Directions for this task - Filter the data below for the string "styles" and copy each matching line.

Supplied information -
· · · · · · ·
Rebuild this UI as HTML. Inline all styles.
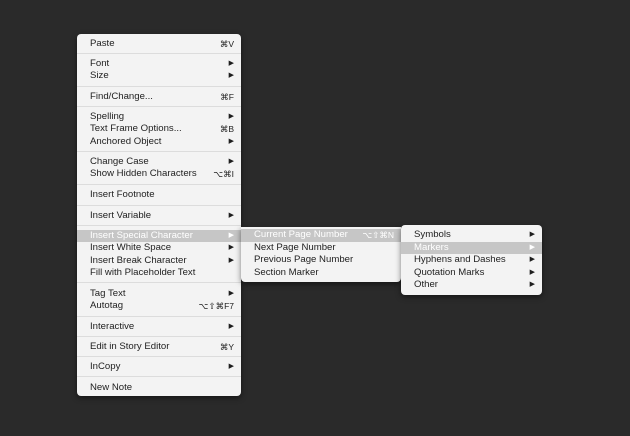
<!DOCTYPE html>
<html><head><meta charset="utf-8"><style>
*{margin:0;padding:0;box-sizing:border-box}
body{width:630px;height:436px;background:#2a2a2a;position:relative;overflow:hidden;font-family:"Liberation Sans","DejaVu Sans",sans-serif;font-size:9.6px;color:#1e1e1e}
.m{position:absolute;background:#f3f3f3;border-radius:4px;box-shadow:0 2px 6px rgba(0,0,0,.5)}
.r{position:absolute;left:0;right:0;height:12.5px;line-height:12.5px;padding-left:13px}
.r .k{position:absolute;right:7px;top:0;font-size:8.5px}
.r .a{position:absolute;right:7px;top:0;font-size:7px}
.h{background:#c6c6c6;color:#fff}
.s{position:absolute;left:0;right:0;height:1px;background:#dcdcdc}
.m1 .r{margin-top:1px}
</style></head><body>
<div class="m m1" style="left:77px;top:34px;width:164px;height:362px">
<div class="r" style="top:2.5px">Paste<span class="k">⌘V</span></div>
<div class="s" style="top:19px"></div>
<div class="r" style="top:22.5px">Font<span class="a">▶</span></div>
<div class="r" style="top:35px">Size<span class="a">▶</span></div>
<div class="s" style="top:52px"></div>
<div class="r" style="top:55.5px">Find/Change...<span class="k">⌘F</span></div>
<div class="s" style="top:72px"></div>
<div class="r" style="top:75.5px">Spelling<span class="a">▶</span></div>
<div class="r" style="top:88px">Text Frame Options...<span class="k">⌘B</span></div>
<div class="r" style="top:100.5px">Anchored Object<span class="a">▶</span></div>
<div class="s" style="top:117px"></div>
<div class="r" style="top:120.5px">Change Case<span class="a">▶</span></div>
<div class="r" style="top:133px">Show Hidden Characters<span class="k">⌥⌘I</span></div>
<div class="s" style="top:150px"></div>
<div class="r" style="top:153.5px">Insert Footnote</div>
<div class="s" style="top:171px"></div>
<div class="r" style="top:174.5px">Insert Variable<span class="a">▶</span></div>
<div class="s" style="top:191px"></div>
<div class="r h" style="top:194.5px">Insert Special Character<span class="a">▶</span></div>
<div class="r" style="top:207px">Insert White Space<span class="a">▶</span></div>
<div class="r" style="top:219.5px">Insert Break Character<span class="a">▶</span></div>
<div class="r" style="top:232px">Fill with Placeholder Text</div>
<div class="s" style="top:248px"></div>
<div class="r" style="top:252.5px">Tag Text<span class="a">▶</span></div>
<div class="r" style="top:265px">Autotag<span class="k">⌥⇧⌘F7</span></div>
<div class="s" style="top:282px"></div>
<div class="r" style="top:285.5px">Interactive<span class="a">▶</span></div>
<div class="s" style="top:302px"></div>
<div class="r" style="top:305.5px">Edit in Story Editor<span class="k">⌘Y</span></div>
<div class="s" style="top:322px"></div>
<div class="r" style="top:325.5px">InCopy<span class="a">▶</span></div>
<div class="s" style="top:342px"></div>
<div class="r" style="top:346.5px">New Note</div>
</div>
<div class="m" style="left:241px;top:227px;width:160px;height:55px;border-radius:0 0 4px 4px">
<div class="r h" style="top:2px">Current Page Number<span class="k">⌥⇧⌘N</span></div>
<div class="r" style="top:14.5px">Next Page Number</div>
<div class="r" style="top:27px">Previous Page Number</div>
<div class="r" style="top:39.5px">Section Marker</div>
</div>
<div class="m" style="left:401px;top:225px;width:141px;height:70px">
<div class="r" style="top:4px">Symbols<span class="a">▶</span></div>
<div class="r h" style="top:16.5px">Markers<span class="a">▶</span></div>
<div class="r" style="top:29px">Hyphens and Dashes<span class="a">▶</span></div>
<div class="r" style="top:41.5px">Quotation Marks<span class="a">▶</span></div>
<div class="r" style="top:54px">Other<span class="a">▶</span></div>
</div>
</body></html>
· · · · · · ·
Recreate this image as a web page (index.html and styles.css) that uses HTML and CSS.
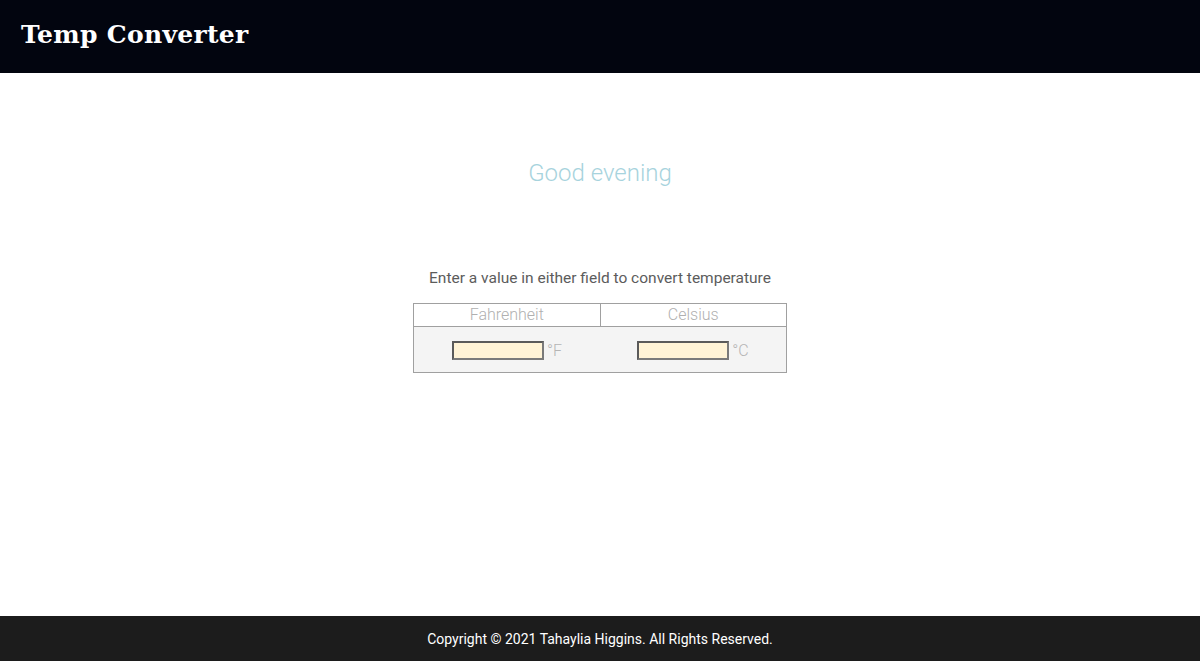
· · · · · · ·
Correct answer -
Rebuild this UI as HTML. Inline all styles.
Recreate this image as a web page (index.html and styles.css) that uses HTML and CSS.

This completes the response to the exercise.